Passadas as euforias frutificadas diante do novo, a humanidade deve tender à compreensão do ciberespaço como um ambiente a mais no que tradicionalmente a ciência convencionou tratar por biosfera. Mas que ele não é um lugar com vida própria e depende da intervenção humana que abriga para estímulo de suas funções mecânicas.

Tratado de modo racional, o ciberespaço pode, sim, atuar como meio de transformação das relações humanas, alterando a forma como a informação de interesse público – seja ela de cunho político, científico, cultural ou social – é veiculada.

Para a produção acadêmica, em especial, o universos paralelo eletrônico se dispões de forma mais simples e fácil. Para as universidades e centros de pesquisas, o acesso a computadores conectados à rede é mais garantido do que à sociedade comum, que não tem livre acesso, devido a inúmeros fatores, dentre eles o ainda alto custo das tecnologias.
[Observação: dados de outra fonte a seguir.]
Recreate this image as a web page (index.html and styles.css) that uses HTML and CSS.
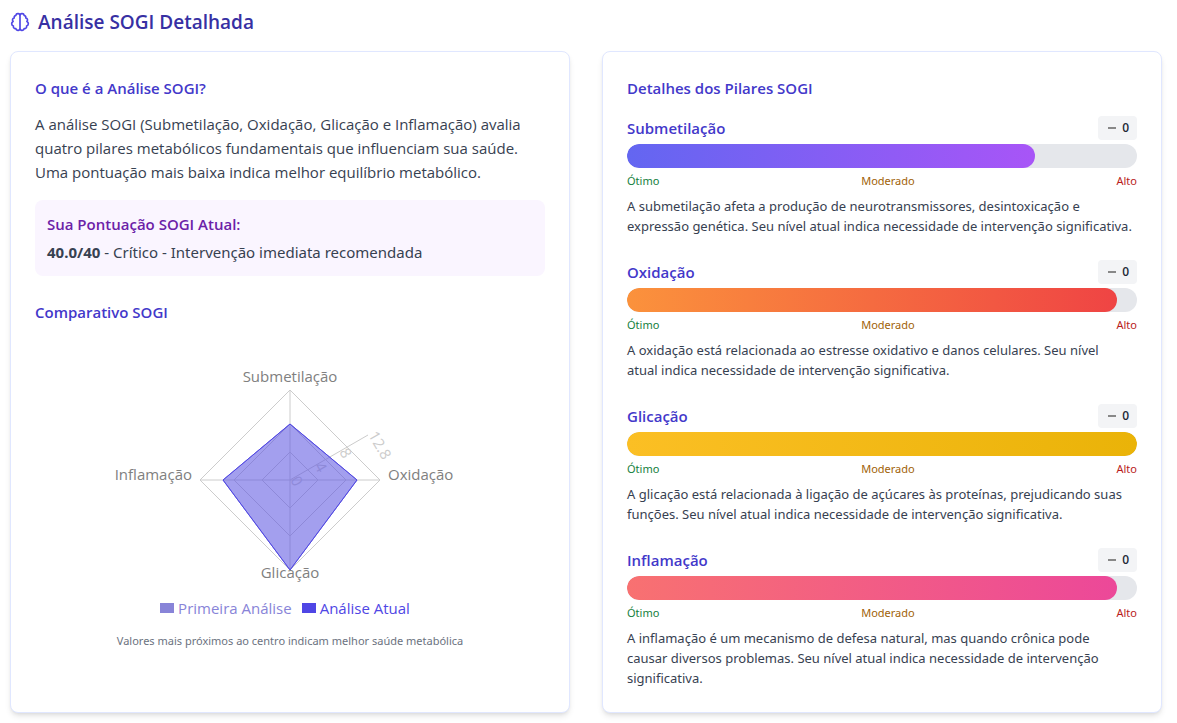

Sem contar com a capacitação para gerenciar o uso dos meios digitais, de que a Academia desfruta em maior número, também.

Sabendo driblar os próprios ufanismos ao passo que explora o máximo possível dos recursos hiper e multimidiáticos do ciberespaço, os produtores de conhecimento científico terão nele mais que um instrumento de trabalho, um grande aliado imaterial, porém bastante real.

Referências

BORN, Cláudia e RIBEIRO, Janile. Estudo de Caso: A Revista eletrônica como um meio de divulgação da produção científica: estudo de caso da Revista Cybermídia. Maceió, 2005. Universidade Federal de Alagoas.

MACHADO, Arlindo. Artigo: Hipermídia: o labirinto como metáfora. In: A arte no século XXI: a humanização das tecnologias. Ed. da UNESP, São Paulo, 1997.

NUNES, Pedro. Processos de significação: hipermídia, ciberespaço e publicações digitais. Disponível em < http://www.ipv.pt/forumedia/6/8.pdf >. Acesso em 25 abril 2008.

SANTAELLA, Lucia. Culturas e artes do pós-humano: da cultura das mídias à cibercultura. São Paulo: Paulus, 2003.